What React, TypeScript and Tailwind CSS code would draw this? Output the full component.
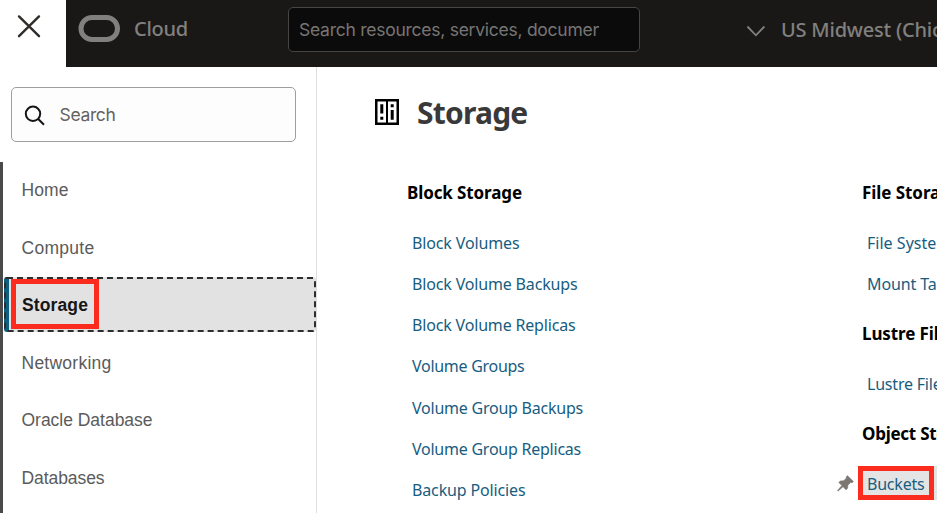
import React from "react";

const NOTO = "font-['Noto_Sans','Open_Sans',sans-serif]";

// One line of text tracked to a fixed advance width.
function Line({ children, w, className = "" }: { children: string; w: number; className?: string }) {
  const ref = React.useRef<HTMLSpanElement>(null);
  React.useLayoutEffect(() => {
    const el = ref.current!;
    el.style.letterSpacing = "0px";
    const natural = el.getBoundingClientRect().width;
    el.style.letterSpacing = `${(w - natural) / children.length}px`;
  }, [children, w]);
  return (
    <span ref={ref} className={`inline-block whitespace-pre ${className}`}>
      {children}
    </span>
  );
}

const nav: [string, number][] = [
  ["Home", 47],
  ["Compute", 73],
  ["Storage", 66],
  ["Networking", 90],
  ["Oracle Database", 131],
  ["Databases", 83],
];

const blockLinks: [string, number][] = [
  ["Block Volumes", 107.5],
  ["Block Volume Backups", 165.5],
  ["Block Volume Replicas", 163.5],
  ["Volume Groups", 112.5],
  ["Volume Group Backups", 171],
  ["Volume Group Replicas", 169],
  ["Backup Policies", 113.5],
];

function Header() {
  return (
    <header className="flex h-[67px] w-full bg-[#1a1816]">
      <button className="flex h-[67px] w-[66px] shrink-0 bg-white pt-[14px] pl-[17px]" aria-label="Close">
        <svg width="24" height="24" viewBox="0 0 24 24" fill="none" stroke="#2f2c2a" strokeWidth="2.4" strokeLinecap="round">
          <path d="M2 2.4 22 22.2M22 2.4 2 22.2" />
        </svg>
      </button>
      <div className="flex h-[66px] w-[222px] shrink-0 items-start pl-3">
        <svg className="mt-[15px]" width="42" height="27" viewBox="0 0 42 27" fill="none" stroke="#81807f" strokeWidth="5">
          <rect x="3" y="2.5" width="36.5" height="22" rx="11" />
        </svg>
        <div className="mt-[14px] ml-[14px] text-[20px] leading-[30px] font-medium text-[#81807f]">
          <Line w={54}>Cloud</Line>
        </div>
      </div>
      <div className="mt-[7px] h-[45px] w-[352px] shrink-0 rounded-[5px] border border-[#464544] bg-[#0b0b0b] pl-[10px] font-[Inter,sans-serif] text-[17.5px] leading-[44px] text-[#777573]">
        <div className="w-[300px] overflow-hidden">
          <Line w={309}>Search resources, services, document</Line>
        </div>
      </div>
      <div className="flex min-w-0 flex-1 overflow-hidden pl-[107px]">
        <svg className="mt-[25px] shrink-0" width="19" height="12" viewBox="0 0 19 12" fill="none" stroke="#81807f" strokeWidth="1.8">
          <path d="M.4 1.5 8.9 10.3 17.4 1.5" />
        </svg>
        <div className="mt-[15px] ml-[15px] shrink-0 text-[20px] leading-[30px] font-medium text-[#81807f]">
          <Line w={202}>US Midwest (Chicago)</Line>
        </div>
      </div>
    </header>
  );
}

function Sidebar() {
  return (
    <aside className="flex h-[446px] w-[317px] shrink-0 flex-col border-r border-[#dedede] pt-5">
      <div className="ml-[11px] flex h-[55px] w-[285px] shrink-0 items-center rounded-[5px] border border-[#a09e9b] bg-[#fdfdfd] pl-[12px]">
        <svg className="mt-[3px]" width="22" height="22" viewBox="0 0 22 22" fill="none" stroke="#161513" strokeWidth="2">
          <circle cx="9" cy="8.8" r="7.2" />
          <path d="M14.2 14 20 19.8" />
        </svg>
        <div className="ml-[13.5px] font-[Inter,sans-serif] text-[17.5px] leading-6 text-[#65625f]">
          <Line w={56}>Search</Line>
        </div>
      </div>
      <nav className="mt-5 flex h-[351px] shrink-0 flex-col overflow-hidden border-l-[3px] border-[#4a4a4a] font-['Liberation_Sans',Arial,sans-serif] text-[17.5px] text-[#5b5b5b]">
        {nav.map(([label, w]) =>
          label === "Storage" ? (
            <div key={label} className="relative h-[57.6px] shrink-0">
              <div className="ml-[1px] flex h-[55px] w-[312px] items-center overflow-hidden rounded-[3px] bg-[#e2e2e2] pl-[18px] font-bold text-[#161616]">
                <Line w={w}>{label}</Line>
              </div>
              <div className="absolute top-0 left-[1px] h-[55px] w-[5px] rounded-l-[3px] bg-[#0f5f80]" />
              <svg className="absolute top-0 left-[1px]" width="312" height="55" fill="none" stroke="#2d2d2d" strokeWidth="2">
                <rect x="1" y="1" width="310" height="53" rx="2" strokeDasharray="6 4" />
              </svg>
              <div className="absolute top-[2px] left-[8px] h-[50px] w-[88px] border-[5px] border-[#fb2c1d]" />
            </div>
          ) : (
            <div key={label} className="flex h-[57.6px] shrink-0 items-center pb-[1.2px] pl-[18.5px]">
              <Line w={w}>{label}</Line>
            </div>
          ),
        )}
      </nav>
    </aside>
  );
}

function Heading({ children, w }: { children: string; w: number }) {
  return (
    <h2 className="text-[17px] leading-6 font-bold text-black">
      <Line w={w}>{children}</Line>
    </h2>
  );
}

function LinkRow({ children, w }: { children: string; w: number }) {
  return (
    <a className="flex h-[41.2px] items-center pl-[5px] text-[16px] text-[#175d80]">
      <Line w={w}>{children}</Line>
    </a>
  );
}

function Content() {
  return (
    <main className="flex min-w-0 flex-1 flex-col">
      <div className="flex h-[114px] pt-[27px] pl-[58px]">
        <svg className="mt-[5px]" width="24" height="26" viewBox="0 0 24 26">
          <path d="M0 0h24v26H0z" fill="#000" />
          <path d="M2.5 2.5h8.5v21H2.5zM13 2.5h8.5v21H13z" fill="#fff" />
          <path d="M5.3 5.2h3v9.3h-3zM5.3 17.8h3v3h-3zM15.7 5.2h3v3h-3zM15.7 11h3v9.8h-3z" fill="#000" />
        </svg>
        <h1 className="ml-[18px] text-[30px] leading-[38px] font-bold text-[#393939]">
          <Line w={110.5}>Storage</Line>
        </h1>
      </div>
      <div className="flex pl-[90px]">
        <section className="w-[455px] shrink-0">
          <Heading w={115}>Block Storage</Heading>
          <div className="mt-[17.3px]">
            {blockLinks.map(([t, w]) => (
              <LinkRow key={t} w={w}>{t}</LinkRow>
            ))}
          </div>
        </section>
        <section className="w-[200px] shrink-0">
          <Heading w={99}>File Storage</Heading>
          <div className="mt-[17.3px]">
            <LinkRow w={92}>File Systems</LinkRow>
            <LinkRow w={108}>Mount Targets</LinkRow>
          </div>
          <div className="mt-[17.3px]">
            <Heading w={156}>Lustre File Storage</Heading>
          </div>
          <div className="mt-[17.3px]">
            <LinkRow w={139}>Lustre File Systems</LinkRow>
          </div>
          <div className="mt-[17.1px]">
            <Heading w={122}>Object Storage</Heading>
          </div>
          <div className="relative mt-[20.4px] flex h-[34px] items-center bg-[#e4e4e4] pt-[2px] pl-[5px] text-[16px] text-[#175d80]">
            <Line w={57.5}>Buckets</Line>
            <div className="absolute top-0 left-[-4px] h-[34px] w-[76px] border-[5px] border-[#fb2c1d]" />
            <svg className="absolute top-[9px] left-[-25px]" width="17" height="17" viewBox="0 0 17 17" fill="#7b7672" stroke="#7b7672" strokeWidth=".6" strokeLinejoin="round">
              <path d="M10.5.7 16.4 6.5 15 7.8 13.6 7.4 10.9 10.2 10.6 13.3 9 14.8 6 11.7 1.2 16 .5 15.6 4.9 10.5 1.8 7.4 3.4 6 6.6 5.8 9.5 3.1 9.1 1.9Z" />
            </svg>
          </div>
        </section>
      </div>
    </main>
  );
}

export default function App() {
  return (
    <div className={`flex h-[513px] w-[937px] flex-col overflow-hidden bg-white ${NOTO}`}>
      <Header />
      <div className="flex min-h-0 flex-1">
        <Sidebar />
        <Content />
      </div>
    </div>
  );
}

____

Search the listing for the word "React". Copy every line in which it occurs.

What React, TypeScript and Tailwind CSS code would draw this? Output the full component.
import React from "react";
  const ref = React.useRef<HTMLSpanElement>(null);
  React.useLayoutEffect(() => {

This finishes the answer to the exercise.